To anyone who doesn't already know the plot (and I do realize I'm running this review a little late): the story, based on real events, follows what works out around a decade in the life of Jordan Belfort (Leonardo DiCaprio - once again showing he's best at playing bastards), following Belfort's life from his arrival at Wall Street as a fresh faced, married and apparently only modestly ambitious assistant to Matthew McConaughey; going through his illegal activities as the boss of Stratton Oakmont - who scammed their customers out of millions in the 90s - which lead to his excessive lifestyle, and an ending which links to the real life Belfort who's currently working as a motivational speaker (not to mention living off the millions he got for selling his memoirs to Scorsese and Co.). 

I won't deny Scorsese makes the fast life look good, and very fast too: his camera swooping in and around the crowds at Oakmont, making sure never to stop. It's Scorsese's longest picture yet, three hours in total, and it's a rolling 180 minutes. I couldn't really give it more praise than saying it's as slick and passionate as anything Scorsese's ever done. The casting is brilliant, mainly because as we're supposed to be unsure if these characters are everymen giving into human lust or bastards doing what they've always wanted, the casting is mostly people it's always hard to lock down. Take Jonah Hill, who's spent the last few years splitting time between oscar-nominated drama and all out comedy, or Jon Favreau, who's spent more time recently directing than acting, or Jean Dujardin who's still making the transition over from French cinema. The cast is as colourful as everything else in this movie. 

Obviously Wolf isn't the first film to show the fast life, and neither is it the first Scorsese film to run into controversy: Goodfellas (which Wolf most closely resembles), Casino, Taxi Driver, Raging Bull etc all ruffed people up the wrong way too, although that was almost entirely for these film's excessive use of the red stuff (at least at the time of making) and very little to do with the morales involved. Wolf isn't nearly as violent as any of these films, it's vulgarities almost entirely sex and drugs, and it's not the first time a Scorsese film has shown its main man getting himself out of trouble. So the big question is obviously, what makes Wolf so much worse that anything else Scorsese's ever made? 

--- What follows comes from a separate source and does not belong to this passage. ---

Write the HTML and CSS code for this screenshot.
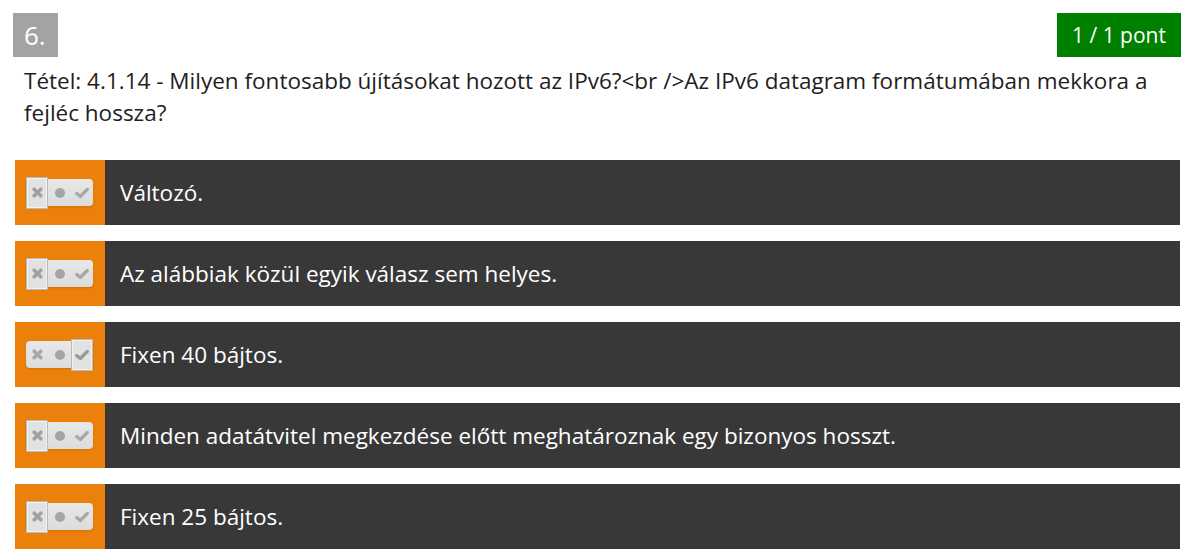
FILE: index.html
```html
<!DOCTYPE html>
<html lang="hu">
<head>
<meta charset="utf-8">
<link rel="stylesheet" href="styles.css">
</head>
<body>
<div class="quiz">
  <div class="head">
    <div class="num">6.</div>
    <div class="points">1 / 1 pont</div>
  </div>
  <div class="question">Tétel: 4.1.14 - Milyen fontosabb újításokat hozott az IPv6?&lt;br /&gt;Az IPv6 datagram formátumában mekkora a fejléc hossza?</div>
  <div class="answers">
    <div class="answer">
      <div class="mark"><div class="toggle">
        <span class="seg seg-x sel"><svg viewBox="0 0 10 10" width="11" height="11"><path d="M2 2 L8 8 M8 2 L2 8" stroke="#a0a0a0" stroke-width="3.2" stroke-linecap="round"/></svg></span>
        <span class="seg seg-mid"><span class="dot"></span></span>
        <span class="seg seg-ok"><svg viewBox="0 0 12 10" width="14" height="12"><path d="M1.5 5.5 L4.5 8 L10.5 2" stroke="#a8a8a8" stroke-width="2.8" fill="none" stroke-linecap="round" stroke-linejoin="round"/></svg></span>
      </div></div>
      <div class="text">Változó.</div>
    </div>
    <div class="answer">
      <div class="mark"><div class="toggle">
        <span class="seg seg-x sel"><svg viewBox="0 0 10 10" width="11" height="11"><path d="M2 2 L8 8 M8 2 L2 8" stroke="#a0a0a0" stroke-width="3.2" stroke-linecap="round"/></svg></span>
        <span class="seg seg-mid"><span class="dot"></span></span>
        <span class="seg seg-ok"><svg viewBox="0 0 12 10" width="14" height="12"><path d="M1.5 5.5 L4.5 8 L10.5 2" stroke="#a8a8a8" stroke-width="2.8" fill="none" stroke-linecap="round" stroke-linejoin="round"/></svg></span>
      </div></div>
      <div class="text">Az alábbiak közül egyik válasz sem helyes.</div>
    </div>
    <div class="answer">
      <div class="mark"><div class="toggle">
        <span class="seg seg-x"><svg viewBox="0 0 10 10" width="11" height="11"><path d="M2 2 L8 8 M8 2 L2 8" stroke="#a8a8a8" stroke-width="3.2" stroke-linecap="round"/></svg></span>
        <span class="seg seg-mid"><span class="dot"></span></span>
        <span class="seg seg-ok sel"><svg viewBox="0 0 12 10" width="14" height="12"><path d="M1.5 5.5 L4.5 8 L10.5 2" stroke="#999999" stroke-width="2.8" fill="none" stroke-linecap="round" stroke-linejoin="round"/></svg></span>
      </div></div>
      <div class="text">Fixen 40 bájtos.</div>
    </div>
    <div class="answer">
      <div class="mark"><div class="toggle">
        <span class="seg seg-x sel"><svg viewBox="0 0 10 10" width="11" height="11"><path d="M2 2 L8 8 M8 2 L2 8" stroke="#a0a0a0" stroke-width="3.2" stroke-linecap="round"/></svg></span>
        <span class="seg seg-mid"><span class="dot"></span></span>
        <span class="seg seg-ok"><svg viewBox="0 0 12 10" width="14" height="12"><path d="M1.5 5.5 L4.5 8 L10.5 2" stroke="#a8a8a8" stroke-width="2.8" fill="none" stroke-linecap="round" stroke-linejoin="round"/></svg></span>
      </div></div>
      <div class="text">Minden adatátvitel megkezdése előtt meghatároznak egy bizonyos hosszt.</div>
    </div>
    <div class="answer">
      <div class="mark"><div class="toggle">
        <span class="seg seg-x sel"><svg viewBox="0 0 10 10" width="11" height="11"><path d="M2 2 L8 8 M8 2 L2 8" stroke="#a0a0a0" stroke-width="3.2" stroke-linecap="round"/></svg></span>
        <span class="seg seg-mid"><span class="dot"></span></span>
        <span class="seg seg-ok"><svg viewBox="0 0 12 10" width="14" height="12"><path d="M1.5 5.5 L4.5 8 L10.5 2" stroke="#a8a8a8" stroke-width="2.8" fill="none" stroke-linecap="round" stroke-linejoin="round"/></svg></span>
      </div></div>
      <div class="text">Fixen 25 bájtos.</div>
    </div>
  </div>
</div>
</body>
</html>
```
FILE: styles.css
```css
html, body {
  margin: 0;
  padding: 0;
  background: #ffffff;
}
body {
  font-family: "Open Sans", "Noto Sans", sans-serif;
  color: #222222;
}
.quiz {
  padding: 13px 12px 0 15px;
}
.head {
  display: flex;
  justify-content: space-between;
  align-items: flex-start;
  margin-left: -2px;
  margin-right: -1px;
}
.num {
  width: 45px;
  height: 44px;
  background: #a3a3a3;
  color: #ffffff;
  font-size: 26px;
  line-height: 44px;
  padding-left: 11px;
  box-sizing: border-box;
}
.points {
  width: 124px;
  height: 44px;
  background: #008000;
  color: #ffffff;
  font-size: 21px;
  line-height: 44px;
  text-align: center;
}
.question {
  margin: 8px 20px 0 9px;
  font-size: 22.5px;
  line-height: 32px;
  color: #1e1e1e;
}
.answers {
  margin-top: 31px;
  display: flex;
  flex-direction: column;
  gap: 16px;
}
.answer {
  display: flex;
  height: 65px;
  background: #383838;
}
.mark {
  width: 90px;
  flex: none;
  background: #eb800a;
  display: flex;
  align-items: center;
  padding-left: 11px;
  box-sizing: border-box;
}
.toggle {
  display: flex;
  align-items: center;
  width: 67px;
  height: 27px;
  background: linear-gradient(#e8e8e8, #dcdcdc);
  border-radius: 4px;
  box-shadow: 0 1px 2px rgba(0,0,0,0.12);
}
.seg {
  width: 22px;
  height: 27px;
  display: flex;
  align-items: center;
  justify-content: center;
  box-sizing: border-box;
}
.seg-mid { width: 23px; }
.seg.sel {
  height: 32px;
  border: 1px solid #b9b9b9;
  box-shadow: inset 0 0 0 1px #f3f3f3;
  background: #e2e2e2;
}
.dot {
  width: 10px;
  height: 10px;
  border-radius: 50%;
  background: #a5a5a5;
}
.text {
  display: flex;
  align-items: center;
  padding-left: 15px;
  color: #ffffff;
  font-size: 22.5px;
}
```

The answer is pretty clear when you compare Wolf to Goodfellas. Both start half way through things, showing Hill/Belfort on top of their respective worlds, although both with a hint (a knocking sound from the car boot, a near-helicopter crash) to how it's all going to come crashing down. After this both take us back to the start, with both sharing many stylistic flourishes: the heavy use of narration, elongated freeze frames, and DiCaprio/Liotta turning to the screen to address the audience. Yet it's the differences that are important here: after the openings both movies take us back to the start, for Goodfellas this all the way back to Henry Hill as a kid, idolizing the gangsters in his neighborhood, even taking the belt for the life of debauchery he's about to have. In Wolf we're only taken back to Belfort's arrival on Wall Street. He arrives very literally a blue collar everyman. He's shy on his first day on the job, isn't well experienced with drugs, and seems a well intentioned man trying to provide for his wife, who screams at him how he's changed, and is quickly forgotten about when the supermodel blondes start showing up. The interest in Henry Hill, even though advertised to us as a true story, has always been slightly fantastical, his neighborhood and upbringing and the time period things were set all playing a part in the life he lived, whereas Belfort's life is a life born purely of choice, which the film says we all could have had given the right time and place. That's what's got everyone so riled up, and it's why my friend had stars in his eyes for Belfort's story: because what might possibly be Scorsese's most despicable character starts off as his most ordinary everyman.